Emergency Medical Technicians — whose work is enormously stressful and requires considerable skill — earn under $19/hour, and are among the city’s lowest paid workers. Unsurprisingly, there are staffing shortages.
A proposed boost to the minimum wage for city employees to $18, up from the current $15, would mean that many of these front-line emergency workers would end up near the very bottom of the city pay scale unless they get a long-sought-after raise.
Home care workers are working with vulnerable populations around the clock, during which they provide routine care and must be trained to handle emergencies. They too are among the lowest earners, with wages at $17 per hour. And there are shortages among care workers too.
In spite of the wage bump for lifeguards, the city is on track for continued shortages. The Parks Department website indicates that
"There are no lifeguard qualifying test dates available for registration at this time."
Why can’t we find the resources to support essential workers? Here, of all places.
The Fund for the City of New York released a report that shows that half of the households in New York City’s can’t afford rent, adequate food, basic health care and transportation. The cost of living is simply too high for most people to stay afloat.

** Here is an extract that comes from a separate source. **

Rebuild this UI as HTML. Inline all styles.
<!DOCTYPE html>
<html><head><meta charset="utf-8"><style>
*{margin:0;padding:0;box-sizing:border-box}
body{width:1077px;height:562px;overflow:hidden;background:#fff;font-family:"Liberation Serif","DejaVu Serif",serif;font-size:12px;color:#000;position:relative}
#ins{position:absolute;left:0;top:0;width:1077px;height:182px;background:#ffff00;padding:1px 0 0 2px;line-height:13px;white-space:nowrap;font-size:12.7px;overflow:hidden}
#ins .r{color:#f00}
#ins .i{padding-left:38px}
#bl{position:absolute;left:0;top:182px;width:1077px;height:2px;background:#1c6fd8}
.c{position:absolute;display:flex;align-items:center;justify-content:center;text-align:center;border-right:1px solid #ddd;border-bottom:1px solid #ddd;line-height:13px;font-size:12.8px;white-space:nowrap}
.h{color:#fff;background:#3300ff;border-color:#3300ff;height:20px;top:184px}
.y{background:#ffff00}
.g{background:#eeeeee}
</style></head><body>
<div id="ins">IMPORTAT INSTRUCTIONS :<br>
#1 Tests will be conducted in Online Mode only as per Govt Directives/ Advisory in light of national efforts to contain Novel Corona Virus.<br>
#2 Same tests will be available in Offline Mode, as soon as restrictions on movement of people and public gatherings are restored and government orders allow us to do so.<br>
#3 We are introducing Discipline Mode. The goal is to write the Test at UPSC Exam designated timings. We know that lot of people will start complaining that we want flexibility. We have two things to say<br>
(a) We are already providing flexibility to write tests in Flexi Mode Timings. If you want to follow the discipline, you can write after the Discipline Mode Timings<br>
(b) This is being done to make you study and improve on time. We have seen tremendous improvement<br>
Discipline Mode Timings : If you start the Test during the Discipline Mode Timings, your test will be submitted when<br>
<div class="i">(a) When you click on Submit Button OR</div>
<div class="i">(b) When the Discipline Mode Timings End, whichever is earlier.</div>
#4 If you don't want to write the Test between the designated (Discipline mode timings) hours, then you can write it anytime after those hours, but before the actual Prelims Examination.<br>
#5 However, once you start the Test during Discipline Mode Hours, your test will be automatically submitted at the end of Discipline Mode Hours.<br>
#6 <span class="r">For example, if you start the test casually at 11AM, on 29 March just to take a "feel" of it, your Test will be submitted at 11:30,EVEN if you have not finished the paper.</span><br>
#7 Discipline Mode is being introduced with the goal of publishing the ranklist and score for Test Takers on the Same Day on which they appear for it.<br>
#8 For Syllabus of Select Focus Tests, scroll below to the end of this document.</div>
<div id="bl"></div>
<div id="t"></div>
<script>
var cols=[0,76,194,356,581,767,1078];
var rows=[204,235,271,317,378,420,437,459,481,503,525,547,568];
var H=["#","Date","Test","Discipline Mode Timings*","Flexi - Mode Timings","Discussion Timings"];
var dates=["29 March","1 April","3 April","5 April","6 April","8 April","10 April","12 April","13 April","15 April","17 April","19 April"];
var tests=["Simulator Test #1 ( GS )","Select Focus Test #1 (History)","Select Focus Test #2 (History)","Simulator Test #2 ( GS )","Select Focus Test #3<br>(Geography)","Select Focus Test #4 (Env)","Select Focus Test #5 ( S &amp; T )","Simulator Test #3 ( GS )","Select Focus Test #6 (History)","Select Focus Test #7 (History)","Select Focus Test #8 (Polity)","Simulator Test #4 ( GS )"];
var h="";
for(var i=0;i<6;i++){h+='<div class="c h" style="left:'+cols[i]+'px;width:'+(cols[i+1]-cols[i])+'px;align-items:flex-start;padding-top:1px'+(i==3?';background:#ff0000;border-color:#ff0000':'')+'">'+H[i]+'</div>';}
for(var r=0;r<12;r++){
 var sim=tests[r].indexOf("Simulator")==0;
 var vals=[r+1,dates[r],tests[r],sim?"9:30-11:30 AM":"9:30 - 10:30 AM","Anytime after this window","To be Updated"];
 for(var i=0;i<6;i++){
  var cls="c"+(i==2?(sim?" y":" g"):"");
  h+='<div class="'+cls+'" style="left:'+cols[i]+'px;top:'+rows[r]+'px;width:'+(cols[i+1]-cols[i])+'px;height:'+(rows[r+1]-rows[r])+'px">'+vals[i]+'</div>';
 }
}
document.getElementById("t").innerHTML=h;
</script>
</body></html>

Call on Congress to end the child care crisis by passing the Child Care for Working Families Act. This quick action is from Moms Rising.
Ezra Klein recently interviewed Matthew Desmond, the author of Poverty By America. Desmond takes an unflinching look at the relationships between antipoverty programs and the persistence of poverty, and between corporate profits and the struggling masses.
He traces much of our poverty problem back to worker exploitation.
[S]o many worker wages today are low and they’re falling. And this is really key. This is an answer to the puzzle of how we could spend more and stay in the same place.
When the Great Society and the war on poverty were launched in the 1960s, wages were climbing. Unions were strong. But as unions lost power, wages started to fall. American jobs got a lot worse, and for non-college-educated men, real wages today are lower now than they were 50 years ago.
So I would like to see us address not just the symptoms but treat the disease, really go after exploitation in the labor market, which means not only subsidies like the EITC (Earned Income Tax Credit], . . .but also getting deeper, making sure workers have power, improving collective bargaining strategies, these kinds of things so we can make sure wages increase as spending increases. And that’s the way to really bring folks out of poverty.
Ooh. We have so much work to do.
While there are already existing federal, state and local laws that protect immigrant workers regardless of status, many immigrants aren’t aware of this, according to Council Member Shahana Hanif, who sponsors Intro. 569. The legislation would compile all those protections into a single document to be distributed to employees annually. Employers would also be required to “conspicuously” display the bill of rights in the workplace – or in the case of delivery workers and other app based workers, on the mobile app.
Call on your council members to support Intro 569.
Toward the end of Klein’s excellent interview of Matthew Desmond, he explained what we all lose by living in a society divided into haves and have-nots:
[T]here’s some spiritual violence we do to our lives when we live apart from each other, when we’re segregated from each other, and when we kind of clutch on to money is our only security in America that we have kind of a stingy, frightened affluence.
I wish that the progressive coalition that called for higher taxes on wealthy New Yorkers had prevailed in Albany. Instead, stingy, frightened affluence continues to hold us in its clutches.
Tell Congress that we need fair pay for care workers. This quick action comes from Caring Across Generations.
It is May Day, of course, which is celebrated in much of the world with demonstrations and rallies in support of workers. Bring your loud-mouth tendencies.
Come out to Foley Square after work and give voice to the distress and the hope of workers who are trying to make it in New York.